江西省文物考古研究所と北京大学考古学部の学者や専門家はこのほど、国家重点文物保護単位に指定されている江西豊城の唐代(618〜907年)の洪州窯遺跡で、紀元1世紀から4世紀(後漢、三国、西晋の時代にあたる)の磁器窯群と青磁器を発見した。この発見により、江西豊城一帯が中国でも最も早い時期に磁器生産が始まった地域であることが実証された。また、出土した西晋(265〜316年)の匣鉢と優れた磁器の数々は、それまで5世紀(南朝時代)に始まったと考えられていた匣鉢を使った焼成技術が、実は3世紀にすでに行われていた事実を明らかにした。匣鉢の利用は、中国の陶磁器製造の歴史における一大技術革新といえるものである。
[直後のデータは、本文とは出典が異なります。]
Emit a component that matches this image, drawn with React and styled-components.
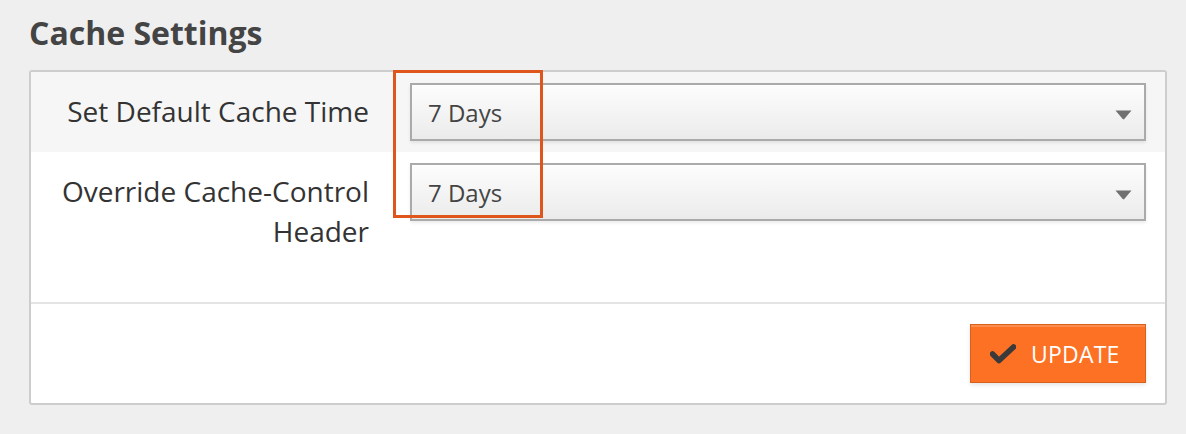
import React from "react";
import styled, { createGlobalStyle } from "styled-components";

const Global = createGlobalStyle`
  html, body { margin: 0; padding: 0; }
  body {
    background: #efefef;
    font-family: "Open Sans", "Liberation Sans", sans-serif;
    color: #333;
  }
`;

const Page = styled.div`
  position: relative;
  padding: 12px 19px 28px 29px;
`;

const Title = styled.h2`
  margin: 0 0 17px 0;
  font-size: 32px;
  font-weight: 700;
  line-height: 41px;
  color: #444;
`;

const Panel = styled.div`
  background: #fff;
  border: 2px solid #cdcdcd;
  border-radius: 3px;
`;

const Row = styled.div`
  display: flex;
  align-items: flex-start;
  padding-right: 19px;
  background: ${(p) => (p.$shaded ? "#f6f6f6" : "#fff")};
  padding-bottom: ${(p) => p.$extra || 0}px;
`;

const Label = styled.div`
  width: 338px;
  flex: none;
  text-align: right;
  font-size: 28px;
  line-height: 40px;
  color: #333;
  padding: 19px 0 21px 0;
`;

const Field = styled.div`
  flex: 1;
  margin-left: 41px;
  padding-top: 11px;
`;

const SelectBox = styled.div`
  position: relative;
  height: 54px;
  border: 2px solid #aaa;
  background: linear-gradient(#fdfdfd, #ebebeb);
  box-shadow: 0 2px 3px rgba(0, 0, 0, 0.08), inset 0 1px 0 #fff;
  display: flex;
  align-items: center;
  padding: 0 16px;
  font-size: 24px;
  color: #444;
`;

const Arrow = styled.svg`
  position: absolute;
  right: 12px;
  top: 25px;
`;

const Divider = styled.div`
  height: 2px;
  background: #e4e4e4;
`;

const Footer = styled.div`
  display: flex;
  justify-content: flex-end;
  padding: 20px 19px 20px 0;
`;

const Button = styled.button`
  width: 176px;
  height: 59px;
  display: flex;
  align-items: center;
  justify-content: flex-start;
  gap: 15px;
  padding: 0 0 0 19px;
  background: #fd7125;
  border: 1px solid #d8601d;
  box-shadow: inset 0 2px 0 #fd8b4c, 0 2px 4px rgba(0, 0, 0, 0.1);
  color: #fff;
  font-family: "Open Sans", "Liberation Sans", sans-serif;
  font-size: 23px;
  letter-spacing: 0.2px;
  cursor: pointer;
`;

const Highlight = styled.div`
  position: absolute;
  left: 393px;
  top: 70px;
  width: 144px;
  height: 142px;
  border: 3px solid #df561c;
  pointer-events: none;
`;

function Select({ value }) {
  return (
    <SelectBox>
      {value}
      <Arrow width="17" height="10" viewBox="0 0 17 10">
        <path d="M0.5 0.5 H16.5 L9.5 8.8 Q8.5 9.8 7.5 8.8 Z" fill="#707070" />
      </Arrow>
    </SelectBox>
  );
}

function Check() {
  return (
    <svg width="26" height="21" viewBox="0 0 26 21">
      <path
        d="M2.5 11 L9 17.5 L23.5 4"
        stroke="#3a3a3a"
        strokeWidth="5.6"
        strokeLinecap="round"
        strokeLinejoin="round"
        fill="none"
      />
    </svg>
  );
}

export default function App() {
  return (
    <>
      <Global />
      <Page>
        <Title>Cache Settings</Title>
        <Panel>
          <Row $shaded>
            <Label>Set Default Cache Time</Label>
            <Field>
              <Select value="7 Days" />
            </Field>
          </Row>
          <Row $extra={30}>
            <Label>
              Override Cache-Control
              <br />
              Header
            </Label>
            <Field>
              <Select value="7 Days" />
            </Field>
          </Row>
          <Divider />
          <Footer>
            <Button>
              <Check />
              UPDATE
            </Button>
          </Footer>
        </Panel>
        <Highlight />
      </Page>
    </>
  );
}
洪州窯は唐代の6大名窯の一つとされ、考古学の専門家らが前後3回にわたって重点的な調査を行った。3回の調査では発掘されたポイントは27カ所、その面積も合計568平方bに及ぶ。磁器生産に用いられた道具や青磁器が合計11985点発見されたほか、隋代、唐代の窯が5基見つかり、そのうち保存状態の良かった2基はすでに保護のための対策が施されている。
出土した器物としては青磁の壺、鉢、碗、盂(口の広い鉢のような器)、硯、杯、盞(小さな杯)、豆盤、唾壺、香炉、盤口壺、盤、七聯盂などがある。器はきめ細かく、釉薬の色つやも素晴らしい。ここで見つかった青磁の双水盂圓硯は、非常に珍しいものである。
洪州窯の青磁器は、劃花、印花、刻花、堆塑などと呼ばれる独特かつ高度な技術で模様が施されている。それらの模様はいずれも唐代に流行したものだ。こうした青磁器の種類の豊富さ、造型の奇抜さ、乱れのない模様や装飾などは、洪州が唐代の青磁製造の技術レベルにおいて先進的な位置にあったことを物語っている。
洪州窯から出土した匣鉢は、その時代ごとに明確な違いがある。先にも述べたとおり、洪州窯では遅くとも西晋時代には匣鉢が使われていたことが分かり、匣鉢を使った焼成技術の歴史が従来の学説よりずっと早く始まっていたことを証明した。調査発掘を通し、洪州窯の規模は大きく、豊城市に属する5つの郷鎮と18の村に、合計20カ所以上の窯が分布し、それぞれかん江によって結ばれていた。